Le passeport s’est élargi à d’autres éléments dont des tests négatifs ou à la présence d’anticorps, qui atténuent le caractère discriminatoire.

Là aussi il y a des couacs, des faux positifs et des faux négatifs. Faire reposer le passeport vaccinal sur les tests relève également, pour moi, de la croyance. Imaginez-vous dans un avion, cet été, au côté d’un individu vacciné mais porteur ou d’un individu testé négatif mais, en réalité, positif? On est en train de construire une espèce de croyance collective autour d’une sécurité sanitaire totale. Mais un « pass Covid » ne peut pas apporter une garantie sanitaire totale, et seules des investigations plus approfondies permettront d’estimer la part réelle des vaccinés en état de transmettre le virus. Savoir si un tel niveau de protection est acceptable ou non relèvera ensuite d’un débat politique.
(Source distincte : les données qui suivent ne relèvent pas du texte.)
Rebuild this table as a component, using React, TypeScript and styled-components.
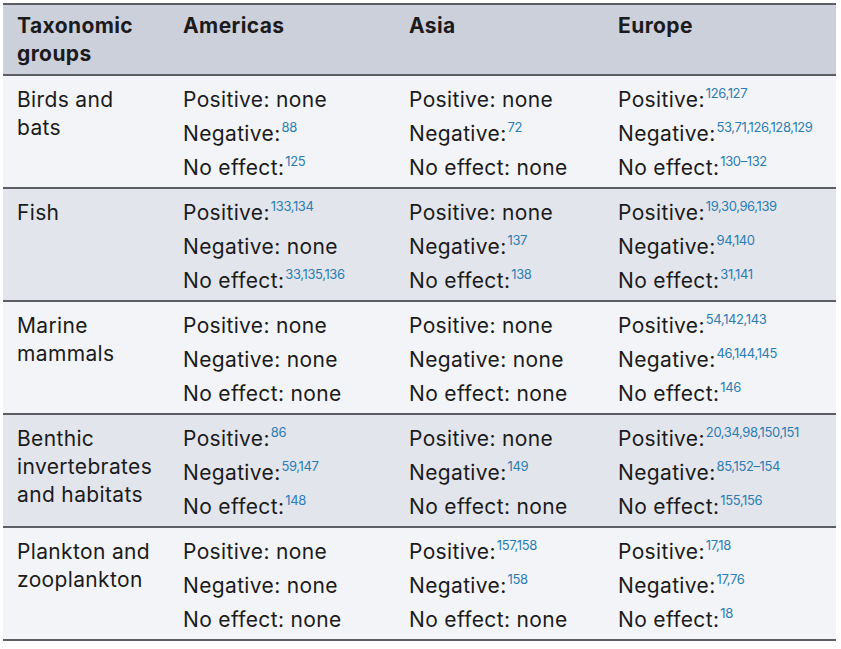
import React from "react";
import styled, { createGlobalStyle } from "styled-components";

const GlobalStyle = createGlobalStyle`
  html, body {
    margin: 0;
    padding: 0;
    background: #fff;
  }
  body {
    font-family: Inter, "Noto Sans", "Liberation Sans", sans-serif;
    color: #1b1b1b;
  }
`;

type Ref = { label: string; refs?: string };
type Row = { group: string[]; cells: Ref[][] };

const rows: Row[] = [
  {
    group: ["Birds and", "bats"],
    cells: [
      [{ label: "Positive: none" }, { label: "Negative:", refs: "88" }, { label: "No effect:", refs: "125" }],
      [{ label: "Positive: none" }, { label: "Negative:", refs: "72" }, { label: "No effect: none" }],
      [
        { label: "Positive:", refs: "126,127" },
        { label: "Negative:", refs: "53,71,126,128,129" },
        { label: "No effect:", refs: "130–132" },
      ],
    ],
  },
  {
    group: ["Fish"],
    cells: [
      [{ label: "Positive:", refs: "133,134" }, { label: "Negative: none" }, { label: "No effect:", refs: "33,135,136" }],
      [{ label: "Positive: none" }, { label: "Negative:", refs: "137" }, { label: "No effect:", refs: "138" }],
      [
        { label: "Positive:", refs: "19,30,96,139" },
        { label: "Negative:", refs: "94,140" },
        { label: "No effect:", refs: "31,141" },
      ],
    ],
  },
  {
    group: ["Marine", "mammals"],
    cells: [
      [{ label: "Positive: none" }, { label: "Negative: none" }, { label: "No effect: none" }],
      [{ label: "Positive: none" }, { label: "Negative: none" }, { label: "No effect: none" }],
      [
        { label: "Positive:", refs: "54,142,143" },
        { label: "Negative:", refs: "46,144,145" },
        { label: "No effect:", refs: "146" },
      ],
    ],
  },
  {
    group: ["Benthic", "invertebrates", "and habitats"],
    cells: [
      [{ label: "Positive:", refs: "86" }, { label: "Negative:", refs: "59,147" }, { label: "No effect:", refs: "148" }],
      [{ label: "Positive: none" }, { label: "Negative:", refs: "149" }, { label: "No effect: none" }],
      [
        { label: "Positive:", refs: "20,34,98,150,151" },
        { label: "Negative:", refs: "85,152–154" },
        { label: "No effect:", refs: "155,156" },
      ],
    ],
  },
  {
    group: ["Plankton and", "zooplankton"],
    cells: [
      [{ label: "Positive: none" }, { label: "Negative: none" }, { label: "No effect: none" }],
      [{ label: "Positive:", refs: "157,158" }, { label: "Negative:", refs: "158" }, { label: "No effect: none" }],
      [{ label: "Positive:", refs: "17,18" }, { label: "Negative:", refs: "17,76" }, { label: "No effect:", refs: "18" }],
    ],
  },
];

const Page = styled.div`
  padding: 3px 5px 0 3px;
`;

const Table = styled.table`
  width: 833px;
  border-collapse: collapse;
  table-layout: fixed;
  font-size: 21px;
  letter-spacing: 0.35px;
  border-top: 2px solid #5c5e63;
  border-bottom: 2px solid #5c5e63;
`;

const Head = styled.th`
  background: #ccd0db;
  text-align: left;
  vertical-align: top;
  font-weight: 700;
  line-height: 28px;
  padding: 7px 8px 6px 14px;
  border-bottom: 2px solid #5c5e63;
  letter-spacing: 0.4px;
`;

const BodyRow = styled.tr<{ $shade: boolean }>`
  background: ${(p) => (p.$shade ? "#e3e5ec" : "#f3f4f8")};
  border-top: 2px solid #5c5e63;
  height: 113px;
`;

const GroupCell = styled.td`
  vertical-align: top;
  line-height: 28px;
  padding: 10px 4px 1px 14px;
`;

const EffectCell = styled.td`
  vertical-align: top;
  padding: 7px 4px 1px 14px;
`;

const Line = styled.div`
  line-height: 34px;
  white-space: nowrap;
`;

const Sup = styled.sup`
  font-size: 13px;
  line-height: 0;
  color: #2b7db4;
  letter-spacing: -0.4px;
  vertical-align: 9px;
  margin-left: 1px;
`;

export default function App() {
  return (
    <Page>
      <GlobalStyle />
      <Table>
        <colgroup>
          <col style={{ width: 166 }} />
          <col style={{ width: 226 }} />
          <col style={{ width: 209 }} />
          <col style={{ width: 232 }} />
        </colgroup>
        <thead>
          <tr>
            <Head>
              Taxonomic
              <br />
              groups
            </Head>
            <Head>Americas</Head>
            <Head>Asia</Head>
            <Head>Europe</Head>
          </tr>
        </thead>
        <tbody>
          {rows.map((row, i) => (
            <BodyRow key={i} $shade={i % 2 === 1}>
              <GroupCell>
                {row.group.map((g, k) => (
                  <div key={k}>{g}</div>
                ))}
              </GroupCell>
              {row.cells.map((cell, j) => (
                <EffectCell key={j}>
                  {cell.map((r, k) => (
                    <Line key={k}>
                      {r.label}
                      {r.refs && <Sup>{r.refs}</Sup>}
                    </Line>
                  ))}
                </EffectCell>
              ))}
            </BodyRow>
          ))}
        </tbody>
      </Table>
    </Page>
  );
}
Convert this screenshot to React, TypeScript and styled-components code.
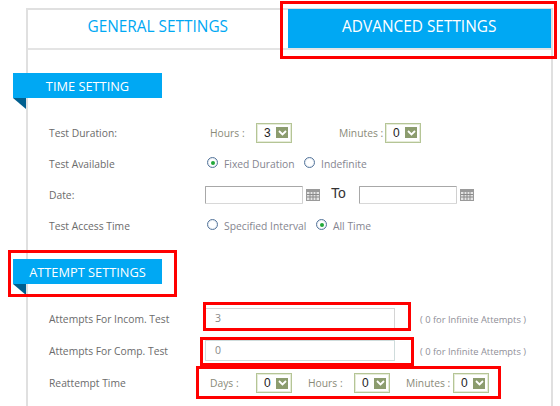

De telles dispositions ne résisteraient pas au principe essentiel d’égalité?

Instaurer la possibilité de tests pour éviter toute discrimination, c’est une intention politique louable. Elle vise d’ailleurs, mais sans le dire clairement, à satisfaire également ceux qui refusent de se faire vacciner. Pour autant, soumettre la liberté de circuler et d’accéder à des services à un certificat sanitaire crée une société inégalitaire, puisque demeureront des personnes qui ne l’obtiendront pas, parce qu’elles seront positives et contaminantes, parce qu’elles n’auront pas accès aux informations, etc. Le virus lui-même créé de la discrimination. Par ailleurs, n’y a-t-il pas, sur le plan juridique, une disproportion entre la création d’un passeport et le mal que l’on veut éviter? Le taux de mortalité dû au virus s’élève à 0,17% de la population. Rapporté au nombre de personnes contaminées, à 2,9%. Est-ce là un péril pour la santé publique? La mesure discriminante est-elle inférieure au bénéfice recherché?

Cette croyance collective peut-elle quand même amener des éléments positifs?

Le fait d’obtenir un sésame, de créer ainsi une autre ambiance, de retrouver de l’espérance entraîne-t-il une hausse de la réponse immunitaire? On sait que vivre dans la peur, dans le stress induit une oxydation du corps, un affaiblissement du système immunitaire. Donc, il y a peut-être là un bénéfice involontaire d’un éventuel passeport, comme lorsque les fidèles, une fois achetées leurs indulgences, retrouvaient un bien-être parce qu’ils avaient réussi à sauver leur âme.